EEN ONTWERP VOOR GEZOND GEDRAG

TEACHING PATIENTS HOW TO DEAL WITH PAIN COMPLAINTS

Chronic pain is a major, complex, and expensive health problem. One out of five Dutch adults (2.25 million people) wrestle with chronic pain complaints. Rehabilitation is mainly geared towards influencing and changing the patient’s behaviour, so that they can better deal with the pain complaints in their daily lives. The SOLACE research project addresses the problem that some of these patients relapse and begin experiencing pain and limitations after some time.

Rehabilitation centres therefore asked: what is the long-term effect of a chronic pain treatment programme, and can strategies be developed to prevent relapses?

The objective is to develop knowledge and expertise in the field of chronic pain and combine them to help patients to better deal with their pain complaints.

Context

The partners’ clinical chronic pain rehabilitation treatment is mainly geared towards influencing and changing the patient’s behaviour, so that they can better deal with the pain complaints in their daily lives. The patient’s own self-management plays an important role in this process, but care providers have experienced that patients often have difficulty with this in their daily lives. The rehabilitation centres have therefore asked: what is the long-term effect of a chronic pain treatment programme, and can strategies be developed to prevent relapses?

Objective

The specific objectives of the RAAK public research project SOLACE are:

1 To study the long-term effect of a rehabilitation programme.
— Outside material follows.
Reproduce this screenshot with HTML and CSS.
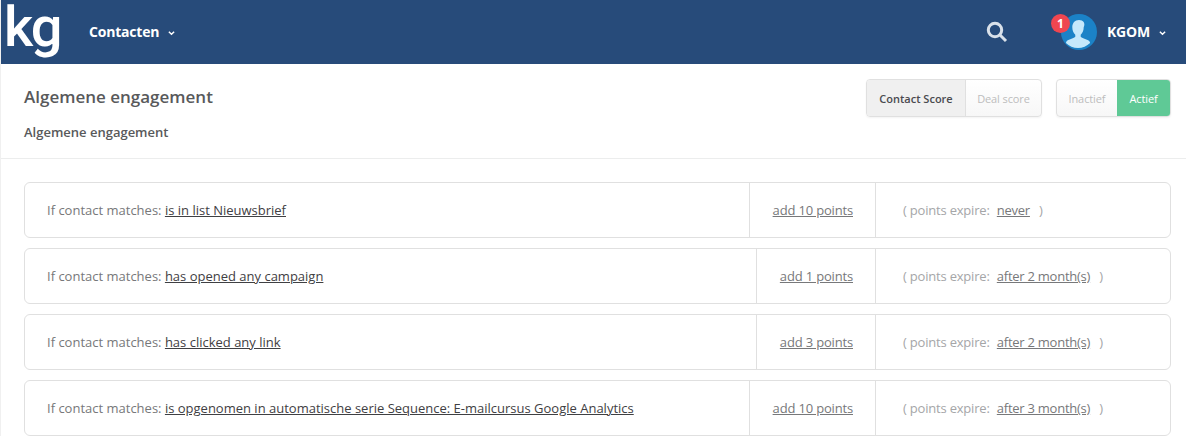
FILE: index.html
```html
<!DOCTYPE html>
<html lang="nl">
<head>
    <meta charset="UTF-8">
    <meta name="viewport" content="width=device-width, initial-scale=1.0">
    <title>Algemene engagement</title>
    <link rel="stylesheet" href="styles.css">
</head>
<body>
    <!-- Top navigation -->
    <header class="navbar">
        <div class="logo">kg</div>
        <a class="nav-link">Contacten
            <svg class="caret" viewBox="0 0 8 6"><path d="M1 1.5 L4 4.5 L7 1.5" /></svg>
        </a>
        <div class="nav-right">
            <svg class="search-icon" viewBox="0 0 22 22"><circle cx="9" cy="9" r="6.7" /><path d="M14 14 L20 20" /></svg>
            <div class="avatar">
                <svg viewBox="0 0 36 36">
                    <circle cx="18" cy="18" r="18" fill="#1b82c7" />
                    <path fill="#c5e8fb" d="M18 6c-4.300 0-6.700 3.200-6.700 7.200 0 3 1.100 5.800 3 7.500v2.100c-1.200 1.500-6 2.300-8.500 4.300-.5.500-.8 1.200-.9 1.900 3.200 3.100 7.500 5 12.100 5s8.900-1.900 12.100-5c-.1-.7-.4-1.400-.9-1.900-2.500-2-7.300-2.800-8.500-4.300v-2.100c1.900-1.700 3-4.500 3-7.500C24.700 9.200 22.300 6 18 6z" />
                </svg>
                <span class="badge">1</span>
            </div>
            <a class="nav-link user-link">KGOM
                <svg class="caret" viewBox="0 0 8 6"><path d="M1 1.500 L4 4.500 L7 1.500" /></svg>
            </a>
        </div>
    </header>

    <!-- Page heading -->
    <section class="page-head">
        <div>
            <h1>Algemene engagement</h1>
            <p>Algemene engagement</p>
        </div>
        <div class="toggles">
            <div class="btn-group">
                <span class="btn btn-pressed btn-score">Contact Score</span>
                <span class="btn btn-deal">Deal score</span>
            </div>
            <div class="btn-group">
                <span class="btn btn-inactive">Inactief</span>
                <span class="btn btn-active">Actief</span>
            </div>
        </div>
    </section>

    <!-- Scoring rules -->
    <main class="rules">
        <div class="rule">
            <div class="rule-match">If contact matches: <a>is in list Nieuwsbrief</a></div>
            <div class="rule-points"><a>add 10 points</a></div>
            <div class="rule-expire">( points expire: <a>never</a> )</div>
        </div>
        <div class="rule">
            <div class="rule-match">If contact matches: <a>has opened any campaign</a></div>
            <div class="rule-points"><a>add 1 points</a></div>
            <div class="rule-expire">( points expire: <a>after 2 month(s)</a> )</div>
        </div>
        <div class="rule">
            <div class="rule-match">If contact matches: <a>has clicked any link</a></div>
            <div class="rule-points"><a>add 3 points</a></div>
            <div class="rule-expire">( points expire: <a>after 2 month(s)</a> )</div>
        </div>
        <div class="rule">
            <div class="rule-match">If contact matches: <a>is opgenomen in automatische serie Sequence: E-mailcursus Google Analytics</a></div>
            <div class="rule-points"><a>add 10 points</a></div>
            <div class="rule-expire">( points expire: <a>after 3 month(s)</a> )</div>
        </div>
    </main>
</body>
</html>
```

FILE: styles.css
```css
body {
    font-family: 'Open Sans', sans-serif;
    font-size: 13px;
    margin: 0;
    background: white;
    color: #58595b;
    border-left: 1px solid #f0f0f0;
    overflow: hidden;
}
a {
    color: #3f4043;
    text-decoration: underline;
}
.navbar {
    display: flex;
    align-items: center;
    height: 64px;
    background: #274b7a;
    color: white;
}
.logo {
    width: 88px;
    height: 64px;
    padding-left: 3px;
    box-sizing: border-box;
    font-family: Roboto, sans-serif;
    font-size: 56px;
    font-weight: 500;
    line-height: 54px;
    letter-spacing: -2px;
    color: white;
}
.nav-link {
    display: flex;
    align-items: center;
    color: white;
    font-weight: 700;
    font-size: 14px;
    letter-spacing: -0.2px;
    text-decoration: none;
    margin-top: -1px;
}
.caret {
    width: 7px;
    height: 6px;
    margin-left: 9px;
    margin-top: 2px;
    fill: none;
    stroke: white;
    stroke-width: 1.6;
}
.nav-right {
    display: flex;
    align-items: center;
    margin-left: auto;
    padding-right: 20px;
}
.search-icon {
    width: 22px;
    height: 22px;
    fill: none;
    stroke: #d9e1ea;
    stroke-width: 3;
    margin-right: 53px;
}
.avatar {
    position: relative;
    width: 36px;
    height: 36px;
    margin-right: 10px;
}
.avatar svg {
    display: block;
}
.badge {
    position: absolute;
    top: 0;
    left: -10px;
    width: 19px;
    height: 19px;
    border-radius: 50%;
    background: #ef4650;
    color: white;
    font-size: 12px;
    font-weight: 700;
    line-height: 19px;
    text-align: center;
}
.page-head {
    display: flex;
    justify-content: space-between;
    height: 95px;
    box-sizing: border-box;
    padding: 15px 15px 0 23px;
    border-bottom: 1px solid #eceded;
}
.page-head h1 {
    margin: 6px 0 0;
    font-size: 17px;
    line-height: 24px;
    font-weight: 600;
}
.page-head p {
    margin: 14px 0 0;
    font-size: 13px;
    line-height: 18px;
    font-weight: 600;
}
.toggles {
    display: flex;
    gap: 14px;
    align-items: flex-start;
}
.btn-group {
    display: flex;
    height: 38px;
    box-sizing: border-box;
    border: 1px solid #e0e0e0;
    border-radius: 4px;
    overflow: hidden;
    background: linear-gradient(#ffffff, #f7f7f7);
    box-shadow: 0 1px 2px rgba(0,0,0,0.05);
}
.btn {
    display: flex;
    align-items: center;
    justify-content: center;
    font-size: 11px;
    letter-spacing: -0.1px;
    color: #bdbdbd;
}
.btn-score { width: 98px; }
.btn-deal { width: 75px; }
.btn-inactive { width: 60px; }
.btn-active { width: 53px; }
.btn-pressed {
    background: #f0f0f0;
    color: #4a4a4f;
    font-weight: 600;
    letter-spacing: 0;
    border-right: 1px solid #e0e0e0;
}
.btn-active {
    background: #5fc996;
    color: white;
}
.rules {
    display: flex;
    flex-direction: column;
    gap: 10px;
    padding: 23px 15px 0 23px;
}
.rule {
    display: flex;
    height: 56px;
    box-sizing: border-box;
    border: 1px solid #e0e0e0;
    border-radius: 6px;
    line-height: 54px;
}
.rule-match {
    flex: 1;
    padding-left: 22px;
    color: #77787a;
}
.rule-points {
    padding: 0 22px 0 22.5px;
    border-left: 1px solid #e0e0e0;
    letter-spacing: -0.17px;
}
.rule-points a {
    color: #77787a;
}
.rule-expire {
    width: 295px;
    box-sizing: border-box;
    padding-left: 27px;
    border-left: 1px solid #e0e0e0;
    color: #a5a6a8;
    letter-spacing: -0.2px;
}
.rule-expire a {
    margin: 0 6px 0 4px;
    color: #77787a;
    letter-spacing: -0.25px;
}
```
2 To measure the relapse rate of patients who have undergone rehabilitation treatment.

3 To develop strategies geared towards behavioural maintenance, and

4 To conduct a pilot project to study the effectiveness of the strategy.

During the initial phase of the SOLACE project, the research groups Cross-Media Communications in the Public Domain and CoDesign will be involved in the co-design team, which will design an intervention to prevent relapses after rehabilitation as much as possible. One characteristic of co-design is that the stakeholders – including patients, treating physicians, and researchers – all participate in each phase of the development and design process.

WHO WAS INVOLVED IN THIS PROJECT?

Parties involved: Lifestyle and Health research group, CoDesign, PubLab, Adelante rehabilitation centre, Maastricht University Medical Centre, the Royal Netherlands Society for Physiotherapy, and the patient association Pijnpatiënten naar één stem.